Justice Derrington made
plain that the recommendation to have State Courts undertake family law has
complications (including all the Family Court and Federal Circuit Court judges
who have been appointed and have tenure until the age of 70 under the
Constitution). However, as she put it,
the splitting of the family law system between child protection and domestic
violence under the State systems and family law under the Federal system was a
failure or, in her words: “was not fit for purpose”.
The ALRC report is
enormous. It is comprehensive.

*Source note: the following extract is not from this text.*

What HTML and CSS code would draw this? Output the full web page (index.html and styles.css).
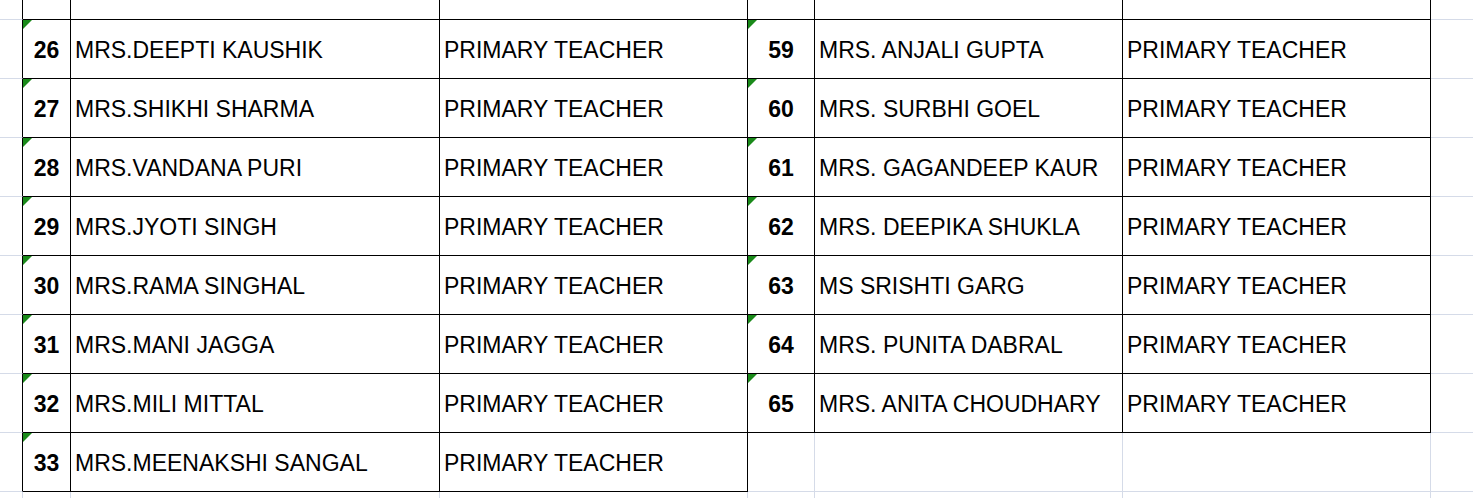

There are clear differences of opinion about
some of the recommendations (as was set out by some of the comments from Rob
Grant and Dianne Pendergast) but in broad terms it contains many common sense
recommendations as to how to improve family law.
Her Honour went through
in painstaking detail as to each of the terms of reference that was given to
the Australian Law Reform Commission to undertake its report. She also did a compare and contrast to set
out each term of reference that the Kevin Andrews/Pauline Hanson family law
inquiry was required to consider. Every
last term of reference was the same, save two:
- The standard of evidence undertaken in State domestic violence proceedings. As her Honour noted, this is a State matter and therefore outside the terms of the Federal ALRC terms of refence.
- The interplay between the Family Law Act and the child support system.
Given what
her Honour described that these two facets were relatively minor, what is the
point of the Parliamentary Committee report? The obvious answer is
that some politicians may not like the answers in the ALRC report, and therefore seek to come up with a different outcome. Her Honour detailed eight cases of several
hundred ordinarily people who had gone through the family law system, voluntarily telling the ALRC of their story. The eight cases were of women who had been
subjected to domestic violence and, quite frankly, let down by their lawyers,
police and the courts. The stories they
tell are sad and disgusting, in which issues of domestic violence are sidelined. It seems as though the last 30 years of
action to deal with domestic violence - at least in these cases- have somehow passed by the family law
system. One must wonder therefore that
this failure to adequately deal with domestic violence in the family law system might in itself be one of the causes of such high rates of domestic violence
now. After all, if there are no real consequences for perpetrators of domestic violence, they can keep continuing their bad behaviour- influencing their next partners and their children.
Her Honour in undertaking
the inquiry was assisted by many family law veterans. Her Honour being a maritime lawyer looked at
the family law system with fresh eyes.
In Australia we have no unitary court system where a single set of courts (with the partial exception of Western Australia) deal
with domestic violence, child protection and family law – unlike our cousins
across the Tasman in New Zealand.
The
sooner that our Governments bite the bullet and enable the one set of courts to
deal with all the problems facing families, the better. After all, then Justice Dessau recommended
that course 30 years ago, but nothing has been done by Governments of both
sides since then – except fiddling on the sidelines. In Justice Derrington’s view, the sooner that
there is fundamental reform of the system, the better. At the least, our children deserve that.